目前在美国市场的物流公司从事高级算法工程师一职，深耕人工智能领域，精通python数据挖掘、可视化、机器学习等，发表过AI相关的专利并多次在AI类比赛中获奖。

一、引言

在科技飞速发展的当下，数据科学领域正吸引着全球的关注。随着企业数字化转型的深入，数据科学家等专业人才的需求日益增长。为了深入了解数据科学领域中的薪资状况，我们对2023年的数据科学薪资数据集进行了全面的可视化分析。

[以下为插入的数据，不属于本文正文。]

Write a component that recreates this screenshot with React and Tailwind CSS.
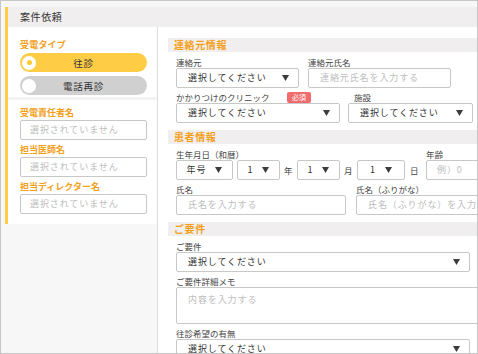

这份数据集详细记录了数据科学家在不同国家、不同公司规模、不同经验水平下的薪资水平，为行业内外的决策者和求职者提供了重要的参考依据。

二、数据集介绍

数据科学薪资2023数据集涵盖了以下信息：

work_year: 支付工资的年份，均为2023年
experience_level: 当年工作的经验水平，包括初级（EN）、中级（MI）、高级（SE）和主管（EX）
employment_type: 职位的雇佣类型，分为全职（FT）、兼职（PT）、约聘（CT）和独立咨询（FL）
job_title: 职位名称
salary: 支付的工资总额
salary_currency: 工资货币的ISO 4217代码
salary_in_usd: 以美元计价的薪水
employee_residence: 员工主要居住国家/地区的ISO 3166代码
remote_ratio: 远程工作比例，分为0%（全现场）、50%（半远程）、100%（全远程）
company_location: 公司主要办事处所在的国家/地区
company_size: 当年公司员工人数的中位数规模，分为小型（S）、中型（M）和大型（L）

三、导入数据与预处理

我们使用Python的pandas库来加载数据，并进行初步的预处理：

import pandas as pd
import matplotlib.pyplot as plt
from wordcloud import WordCloud
from collections import Counter
import string

# 导入数据
df = pd.read_csv('ds_salaries.csv')

# 查看数据大小
print("数据大小:", df.shape)

# 查看数据基本信息
print("\n数据基本信息:")
print(df.info())
print("\n数据描述性统计:")
print(df.describe())

# 统计缺失值
print("\n缺失值统计:")
print(df.isnull().sum())

# 统计重复值
print("\n重复值数量:", df.duplicated().sum())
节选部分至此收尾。